Re: XML: The good, the bad, and the ugly

From: Marshall Spight <mspight_at_dnai.com>
Date: Mon, 18 Oct 2004 05:55:36 GMT
Message-ID: <rVIcd.267691$D%.111425_at_attbi_s51>


"Christopher Browne" <cbbrowne_at_acm.org> wrote in message news:2tgmgeF1v44fjU1_at_uni-berlin.de...
> "Marshall Spight" <mspight_at_dnai.com> wrote:
> >> XML, it seems to me, is a format designed for general data transfer.
> >
> > It's a format designed to markup text with presentation, which
> > is part of why it's so *bad* for general data transfer.
>
> It's a recreation of Lisp s-expressions produced by people that got
> there by hacking on SGML who, as likely as not, didn't know they'd get
> s-exprs, and wound up with something less good...

Exactly.

> It's NOT for "marking up text with presentation;" the creators
> certainly _did_ know that what they were doing was to create a way of
> structuring data that _wasn't_ about presentation.

I dunno.

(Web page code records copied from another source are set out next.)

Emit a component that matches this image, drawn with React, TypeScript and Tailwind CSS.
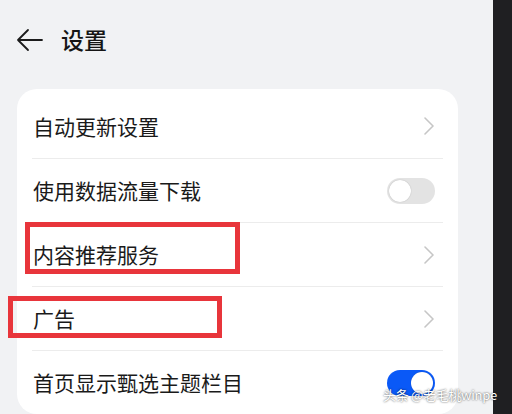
const font = { fontFamily: '"Noto Sans CJK SC", "Noto Sans", sans-serif' };

type Row = { label: string; kind: 'link' | 'off' | 'on' };

const rows: Row[] = [
  { label: '自动更新设置', kind: 'link' },
  { label: '使用数据流量下载', kind: 'off' },
  { label: '内容推荐服务', kind: 'link' },
  { label: '广告', kind: 'link' },
  { label: '首页显示甄选主题栏目', kind: 'on' },
];

const Toggle = ({ on }: { on: boolean }) => (
  <div className={`w-[48px] h-[26px] rounded-full flex items-center px-[2px] ${on ? 'bg-[#0a59f7] justify-end' : 'bg-[#e3e3e3] justify-start'}`}>
    <div className="w-[22px] h-[22px] rounded-full bg-white shadow-[0_0_1px_rgba(0,0,0,0.3)]" />
  </div>
);

const Chevron = () => (
  <svg width="12" height="18" viewBox="0 0 12 18" fill="none" stroke="#c6c6c6" strokeWidth="1.6" strokeLinecap="round" strokeLinejoin="round">
    <path d="M2 1l8 8-8 8" />
  </svg>
);

export default function App() {
  return (
    <div className="relative w-[512px] h-[414px] overflow-hidden flex bg-[#f1f2f4]" style={font}>
      <div className="w-[493px] flex flex-col">
        <div className="h-[80px] flex items-center pl-[16px] pt-[2px]">
          <svg width="28" height="24" viewBox="0 0 28 24" fill="none" stroke="#1b1b1b" strokeWidth="1.8" strokeLinecap="round" strokeLinejoin="round">
            <path d="M26 12H2M12 2L2 12l10 10" />
          </svg>
          <span className="ml-[17px] text-[23px] font-medium text-[#151515] leading-none">设置</span>
        </div>
        <div className="mt-[12px] ml-[17px] w-[441px] bg-white rounded-[20px] pt-[5px] px-[15px] flex flex-col">
          {rows.map((r, i) => (
            <div key={r.label} className={`h-[64px] flex items-center justify-between pl-[1px] pr-[8px] ${i > 0 ? 'border-t border-[#ececec]' : ''}`}>
              <span className="text-[21px] text-[#1a1a1a] leading-none">{r.label}</span>
              {r.kind === 'link' && <Chevron />}
              {r.kind === 'off' && <Toggle on={false} />}
              {r.kind === 'on' && <Toggle on={true} />}
            </div>
          ))}
        </div>
      </div>
      <div className="flex-1 bg-[#1f1f22]" />
      <div className="absolute left-[25px] top-[222px] w-[215px] h-[52px] border-[5px] border-[#e8353b]" />
      <div className="absolute left-[8px] top-[296px] w-[214px] h-[42px] border-[5px] border-[#e8353b]" />
      <div className="absolute left-[383px] top-[388px] text-[13px] tracking-[-0.3px] text-white leading-none [text-shadow:0_0_2px_rgba(0,0,0,0.8)]">头条 @老毛桃winpe</div>
    </div>
  );
}
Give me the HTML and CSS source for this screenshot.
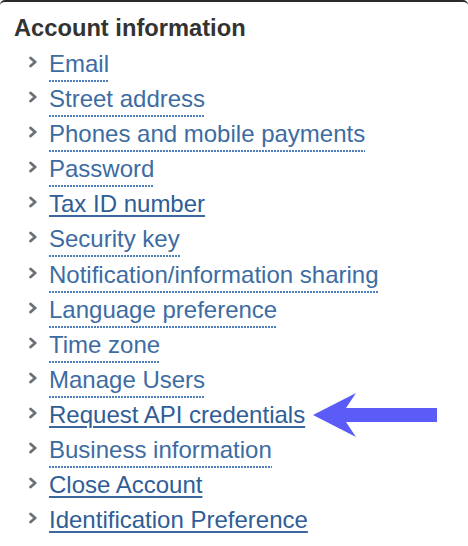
FILE: index.html
```html
<!DOCTYPE html>
<html>
<head>
<meta charset="utf-8">
<link rel="stylesheet" href="styles.css">
</head>
<body>
<div class="panel">
  <h2 class="title">Account information</h2>
  <ul class="menu">
    <li class="item"><svg class="bullet" viewBox="0 0 8 12"><polyline points="1.6,2 6.2,6 1.6,10"/></svg><a class="link dotted">Email</a></li>
    <li class="item"><svg class="bullet" viewBox="0 0 8 12"><polyline points="1.6,2 6.2,6 1.6,10"/></svg><a class="link dotted">Street address</a></li>
    <li class="item"><svg class="bullet" viewBox="0 0 8 12"><polyline points="1.6,2 6.2,6 1.6,10"/></svg><a class="link dotted">Phones and mobile payments</a></li>
    <li class="item"><svg class="bullet" viewBox="0 0 8 12"><polyline points="1.6,2 6.2,6 1.6,10"/></svg><a class="link dotted">Password</a></li>
    <li class="item"><svg class="bullet" viewBox="0 0 8 12"><polyline points="1.6,2 6.2,6 1.6,10"/></svg><a class="link solid">Tax ID number</a></li>
    <li class="item"><svg class="bullet" viewBox="0 0 8 12"><polyline points="1.6,2 6.2,6 1.6,10"/></svg><a class="link dotted">Security key</a></li>
    <li class="item"><svg class="bullet" viewBox="0 0 8 12"><polyline points="1.6,2 6.2,6 1.6,10"/></svg><a class="link dotted">Notification/information sharing</a></li>
    <li class="item"><svg class="bullet" viewBox="0 0 8 12"><polyline points="1.6,2 6.2,6 1.6,10"/></svg><a class="link dotted">Language preference</a></li>
    <li class="item"><svg class="bullet" viewBox="0 0 8 12"><polyline points="1.6,2 6.2,6 1.6,10"/></svg><a class="link dotted">Time zone</a></li>
    <li class="item"><svg class="bullet" viewBox="0 0 8 12"><polyline points="1.6,2 6.2,6 1.6,10"/></svg><a class="link dotted">Manage Users</a></li>
    <li class="item"><svg class="bullet" viewBox="0 0 8 12"><polyline points="1.6,2 6.2,6 1.6,10"/></svg><a class="link solid">Request API credentials</a></li>
    <li class="item"><svg class="bullet" viewBox="0 0 8 12"><polyline points="1.6,2 6.2,6 1.6,10"/></svg><a class="link dotted">Business information</a></li>
    <li class="item"><svg class="bullet" viewBox="0 0 8 12"><polyline points="1.6,2 6.2,6 1.6,10"/></svg><a class="link solid">Close Account</a></li>
    <li class="item"><svg class="bullet" viewBox="0 0 8 12"><polyline points="1.6,2 6.2,6 1.6,10"/></svg><a class="link solid">Identification Preference</a></li>
  </ul>
  <svg class="arrow" viewBox="0 0 468 546" width="468" height="546">
    <path d="M313,415 L356,393 L346,408 L437,408 L437,422 L346,422 L356,437 Z"/>
  </svg>
</div>
</body>
</html>
```

FILE: styles.css
```css
html, body {
  margin: 0;
  padding: 0;
  background: #ffffff;
}

.panel {
  position: relative;
  width: 468px;
  height: 546px;
  box-sizing: border-box;
  border-top: 2px solid #2b2b2b;
  border-radius: 5px 5px 0 0;
  padding: 12px 0 0 14px;
  font-family: "Liberation Sans", Arial, Helvetica, sans-serif;
  overflow: hidden;
}

.title {
  margin: 0 0 4px 0;
  font-size: 23.7px;
  line-height: 28px;
  font-weight: bold;
  color: #333333;
}

.menu {
  list-style: none;
  margin: 0;
  padding: 0 0 0 15px;
}

.item {
  display: flex;
  align-items: flex-start;
  height: 35.1px;
  line-height: 35px;
  font-size: 24px;
}

.bullet {
  width: 8px;
  height: 12px;
  margin-top: 10px;
  margin-right: 12px;
  flex: none;
}

.bullet polyline {
  fill: none;
  stroke: #6a7077;
  stroke-width: 2.8;
  stroke-linecap: round;
  stroke-linejoin: round;
}

.link {
  color: #3d6ca3;
  text-decoration: none;
}

.dotted {
  padding-bottom: 1px;
  background-image: repeating-linear-gradient(90deg, #4f7fbb 0 2px, transparent 2px 3px);
  background-size: 100% 2px;
  background-position: left bottom;
  background-repeat: no-repeat;
}

.solid {
  color: #2f5d96;
  text-decoration: underline;
  text-decoration-thickness: 2px;
  text-underline-offset: 3px;
  text-decoration-color: #3a67a0;
}

.arrow {
  position: absolute;
  left: 0;
  top: -2px;
  pointer-events: none;
}

.arrow path {
  fill: #5b5bf7;
}
```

What was SGML designed for? What design considerations changed from SGML to XML?

> Just so. The APIs to connect to the existing parsers aren't
> particularly simple...

The DOM API in Java is one of the worst Java APIs I have ever seen. (The only thing worse is the Advanced Imaging API.) It doesn't even use Java strings, fer cryin' out loud! JDOM at least is a "native Java" API.

But it's still intrinsically hard to make a good API for it, because the underlying abstraction is so poor. Why are there both attributes and nested tags? What's this about CDATA? How do we negotiate character encoding? Does whitespace matter or doesn't it?